*GOAL:* All the data below goes into the copy word for word, but the pictures don't.

*DATASET EXCERPT:*

<<<<

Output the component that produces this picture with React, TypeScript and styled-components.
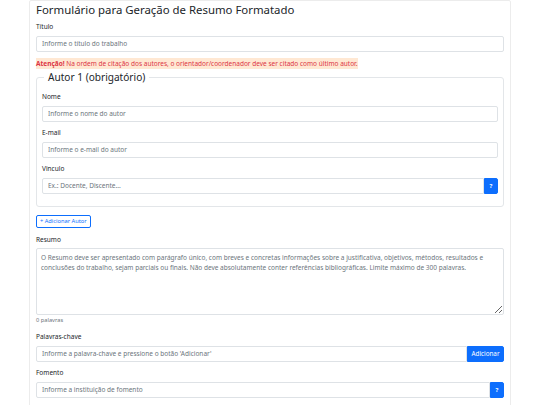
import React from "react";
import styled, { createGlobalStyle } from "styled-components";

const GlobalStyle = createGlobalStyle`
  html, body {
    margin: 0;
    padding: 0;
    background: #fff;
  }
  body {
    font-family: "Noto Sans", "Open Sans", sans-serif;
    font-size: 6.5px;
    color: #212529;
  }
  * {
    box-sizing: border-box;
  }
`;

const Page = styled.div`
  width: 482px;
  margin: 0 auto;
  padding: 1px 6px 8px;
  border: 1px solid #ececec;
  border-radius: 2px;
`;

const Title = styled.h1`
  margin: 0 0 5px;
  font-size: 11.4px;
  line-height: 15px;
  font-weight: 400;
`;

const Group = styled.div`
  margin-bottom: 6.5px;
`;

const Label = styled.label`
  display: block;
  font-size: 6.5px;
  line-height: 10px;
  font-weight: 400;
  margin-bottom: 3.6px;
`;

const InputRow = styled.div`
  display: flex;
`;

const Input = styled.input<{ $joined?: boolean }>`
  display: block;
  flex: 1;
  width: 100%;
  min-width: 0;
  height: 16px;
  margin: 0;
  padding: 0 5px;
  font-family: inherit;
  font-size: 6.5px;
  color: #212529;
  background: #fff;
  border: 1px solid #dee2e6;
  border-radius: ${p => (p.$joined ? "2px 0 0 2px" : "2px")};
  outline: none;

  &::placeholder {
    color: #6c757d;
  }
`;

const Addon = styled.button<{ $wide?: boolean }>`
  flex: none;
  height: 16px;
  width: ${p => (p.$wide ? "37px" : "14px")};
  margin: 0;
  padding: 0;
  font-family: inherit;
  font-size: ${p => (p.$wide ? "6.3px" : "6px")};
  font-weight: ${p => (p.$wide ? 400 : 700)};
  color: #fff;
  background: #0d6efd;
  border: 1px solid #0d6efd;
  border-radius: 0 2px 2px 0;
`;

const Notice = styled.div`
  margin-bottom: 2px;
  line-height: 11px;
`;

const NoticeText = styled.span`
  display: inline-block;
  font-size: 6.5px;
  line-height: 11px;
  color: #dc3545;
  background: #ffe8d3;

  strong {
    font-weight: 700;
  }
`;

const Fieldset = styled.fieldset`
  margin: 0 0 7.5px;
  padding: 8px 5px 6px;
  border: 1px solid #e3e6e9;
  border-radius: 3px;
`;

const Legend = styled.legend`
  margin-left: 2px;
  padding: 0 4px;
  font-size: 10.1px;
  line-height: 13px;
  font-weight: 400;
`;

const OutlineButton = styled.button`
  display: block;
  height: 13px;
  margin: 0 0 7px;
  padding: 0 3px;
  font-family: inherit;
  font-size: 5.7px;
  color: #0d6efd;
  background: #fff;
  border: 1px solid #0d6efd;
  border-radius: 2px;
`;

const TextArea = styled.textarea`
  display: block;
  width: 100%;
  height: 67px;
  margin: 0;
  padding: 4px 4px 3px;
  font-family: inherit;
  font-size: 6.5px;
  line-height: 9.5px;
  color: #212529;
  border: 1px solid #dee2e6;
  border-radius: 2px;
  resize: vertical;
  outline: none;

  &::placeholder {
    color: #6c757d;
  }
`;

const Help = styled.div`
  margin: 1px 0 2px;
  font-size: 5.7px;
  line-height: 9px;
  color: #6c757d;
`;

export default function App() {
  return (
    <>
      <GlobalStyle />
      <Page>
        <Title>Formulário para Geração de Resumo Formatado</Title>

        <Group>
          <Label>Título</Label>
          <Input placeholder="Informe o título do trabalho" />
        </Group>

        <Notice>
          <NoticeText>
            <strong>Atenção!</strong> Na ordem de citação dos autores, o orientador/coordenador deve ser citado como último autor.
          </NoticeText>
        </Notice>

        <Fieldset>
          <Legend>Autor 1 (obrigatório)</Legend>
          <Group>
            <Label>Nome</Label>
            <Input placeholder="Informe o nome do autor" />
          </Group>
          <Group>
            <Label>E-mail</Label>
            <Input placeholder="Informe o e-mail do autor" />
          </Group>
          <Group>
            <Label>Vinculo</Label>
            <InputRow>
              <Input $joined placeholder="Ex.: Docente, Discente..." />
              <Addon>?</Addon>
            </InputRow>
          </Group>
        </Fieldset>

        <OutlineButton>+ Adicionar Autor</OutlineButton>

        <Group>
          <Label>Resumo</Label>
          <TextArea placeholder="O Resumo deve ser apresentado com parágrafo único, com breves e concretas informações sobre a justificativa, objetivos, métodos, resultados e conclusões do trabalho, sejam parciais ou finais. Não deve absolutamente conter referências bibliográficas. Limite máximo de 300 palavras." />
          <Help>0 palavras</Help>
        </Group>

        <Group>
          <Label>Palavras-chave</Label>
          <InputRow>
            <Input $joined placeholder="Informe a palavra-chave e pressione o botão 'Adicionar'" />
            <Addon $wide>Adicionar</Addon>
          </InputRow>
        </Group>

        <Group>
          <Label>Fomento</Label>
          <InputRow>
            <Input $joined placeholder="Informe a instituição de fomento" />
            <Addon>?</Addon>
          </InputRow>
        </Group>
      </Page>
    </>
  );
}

>>>>

*ANSWER FOR THE TASK:*
Output the component that produces this picture with React, TypeScript and styled-components.
import React from "react";
import styled, { createGlobalStyle } from "styled-components";

const GlobalStyle = createGlobalStyle`
  html, body {
    margin: 0;
    padding: 0;
    background: #fff;
  }
  body {
    font-family: "Noto Sans", "Open Sans", sans-serif;
    font-size: 6.5px;
    color: #212529;
  }
  * {
    box-sizing: border-box;
  }
`;

const Page = styled.div`
  width: 482px;
  margin: 0 auto;
  padding: 1px 6px 8px;
  border: 1px solid #ececec;
  border-radius: 2px;
`;

const Title = styled.h1`
  margin: 0 0 5px;
  font-size: 11.4px;
  line-height: 15px;
  font-weight: 400;
`;

const Group = styled.div`
  margin-bottom: 6.5px;
`;

const Label = styled.label`
  display: block;
  font-size: 6.5px;
  line-height: 10px;
  font-weight: 400;
  margin-bottom: 3.6px;
`;

const InputRow = styled.div`
  display: flex;
`;

const Input = styled.input<{ $joined?: boolean }>`
  display: block;
  flex: 1;
  width: 100%;
  min-width: 0;
  height: 16px;
  margin: 0;
  padding: 0 5px;
  font-family: inherit;
  font-size: 6.5px;
  color: #212529;
  background: #fff;
  border: 1px solid #dee2e6;
  border-radius: ${p => (p.$joined ? "2px 0 0 2px" : "2px")};
  outline: none;

  &::placeholder {
    color: #6c757d;
  }
`;

const Addon = styled.button<{ $wide?: boolean }>`
  flex: none;
  height: 16px;
  width: ${p => (p.$wide ? "37px" : "14px")};
  margin: 0;
  padding: 0;
  font-family: inherit;
  font-size: ${p => (p.$wide ? "6.3px" : "6px")};
  font-weight: ${p => (p.$wide ? 400 : 700)};
  color: #fff;
  background: #0d6efd;
  border: 1px solid #0d6efd;
  border-radius: 0 2px 2px 0;
`;

const Notice = styled.div`
  margin-bottom: 2px;
  line-height: 11px;
`;

const NoticeText = styled.span`
  display: inline-block;
  font-size: 6.5px;
  line-height: 11px;
  color: #dc3545;
  background: #ffe8d3;

  strong {
    font-weight: 700;
  }
`;

const Fieldset = styled.fieldset`
  margin: 0 0 7.5px;
  padding: 8px 5px 6px;
  border: 1px solid #e3e6e9;
  border-radius: 3px;
`;

const Legend = styled.legend`
  margin-left: 2px;
  padding: 0 4px;
  font-size: 10.1px;
  line-height: 13px;
  font-weight: 400;
`;

const OutlineButton = styled.button`
  display: block;
  height: 13px;
  margin: 0 0 7px;
  padding: 0 3px;
  font-family: inherit;
  font-size: 5.7px;
  color: #0d6efd;
  background: #fff;
  border: 1px solid #0d6efd;
  border-radius: 2px;
`;

const TextArea = styled.textarea`
  display: block;
  width: 100%;
  height: 67px;
  margin: 0;
  padding: 4px 4px 3px;
  font-family: inherit;
  font-size: 6.5px;
  line-height: 9.5px;
  color: #212529;
  border: 1px solid #dee2e6;
  border-radius: 2px;
  resize: vertical;
  outline: none;

  &::placeholder {
    color: #6c757d;
  }
`;

const Help = styled.div`
  margin: 1px 0 2px;
  font-size: 5.7px;
  line-height: 9px;
  color: #6c757d;
`;

export default function App() {
  return (
    <>
      <GlobalStyle />
      <Page>
        <Title>Formulário para Geração de Resumo Formatado</Title>

        <Group>
          <Label>Título</Label>
          <Input placeholder="Informe o título do trabalho" />
        </Group>

        <Notice>
          <NoticeText>
            <strong>Atenção!</strong> Na ordem de citação dos autores, o orientador/coordenador deve ser citado como último autor.
          </NoticeText>
        </Notice>

        <Fieldset>
          <Legend>Autor 1 (obrigatório)</Legend>
          <Group>
            <Label>Nome</Label>
            <Input placeholder="Informe o nome do autor" />
          </Group>
          <Group>
            <Label>E-mail</Label>
            <Input placeholder="Informe o e-mail do autor" />
          </Group>
          <Group>
            <Label>Vinculo</Label>
            <InputRow>
              <Input $joined placeholder="Ex.: Docente, Discente..." />
              <Addon>?</Addon>
            </InputRow>
          </Group>
        </Fieldset>

        <OutlineButton>+ Adicionar Autor</OutlineButton>

        <Group>
          <Label>Resumo</Label>
          <TextArea placeholder="O Resumo deve ser apresentado com parágrafo único, com breves e concretas informações sobre a justificativa, objetivos, métodos, resultados e conclusões do trabalho, sejam parciais ou finais. Não deve absolutamente conter referências bibliográficas. Limite máximo de 300 palavras." />
          <Help>0 palavras</Help>
        </Group>

        <Group>
          <Label>Palavras-chave</Label>
          <InputRow>
            <Input $joined placeholder="Informe a palavra-chave e pressione o botão 'Adicionar'" />
            <Addon $wide>Adicionar</Addon>
          </InputRow>
        </Group>

        <Group>
          <Label>Fomento</Label>
          <InputRow>
            <Input $joined placeholder="Informe a instituição de fomento" />
            <Addon>?</Addon>
          </InputRow>
        </Group>
      </Page>
    </>
  );
}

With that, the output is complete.